Regardless of the reasons, in these scenarios there are multiple arbitration clauses applicable to overlapping issues in multiple related contracts. Arguably these arbitration clauses fail to give any binding decision. After all, no one can possibly be “bound” by two completely opposite decisions on the same factual matrix. In these circumstances, instead of forcing an imaginary intention upon the parties, it appears fair that all such arbitration clauses should be invalidated for failing to result in a binding decision enforceable by legal process (IS Prime Ltd v TF Global Markets (UK) Ltd & Ors. [2020]EWHC 3375 (Comm), [43] – [50]).

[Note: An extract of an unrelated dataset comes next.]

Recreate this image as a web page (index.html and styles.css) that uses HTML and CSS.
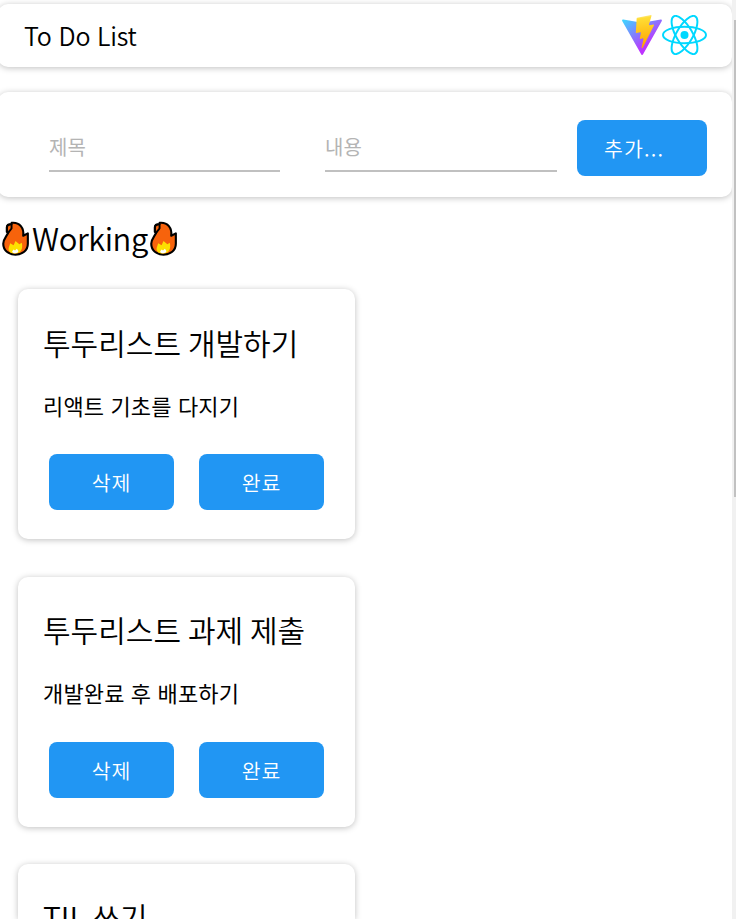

Mutual invalidation of arbitration clauses may appear to be a radical measure to take. But one should bear in mind that the parties are always free to agree to a workable dispute resolution mechanism to avoid the radical measure. If the parties insist to have conflicting and unworkable arbitration clauses, it is unclear why the public policy should facilitate such multiple satellite proceedings with difficulties, increased costs and delay that ultimately produce contradictory outcomes giving rise to injustice, contrary to the object of the whole arbitration regime to have fair and speedy resolution of disputes by arbitration without unnecessary expense.
Conclusion
Conflicting dispute resolution clauses applicable to multiple related contracts are problematic. Leaving aside the fragmentation of the dispute resolution process with the increased costs and time involved, what is unacceptable is the risk of contradictory rulings causing injustice. The problem is even more acute when conflicting arbitration clauses are involved, not only because the circumstances to invalidate arbitration clauses are narrow, but also because enforcements of contradictory arbitral awards are extremely messy. When disaster hits, no salvage is perfect.
Prevention is always better than cure. It is hoped that parties to complex multi-contract transactions think through how they wish their disputes under related contracts to be resolved, consistently and efficiently.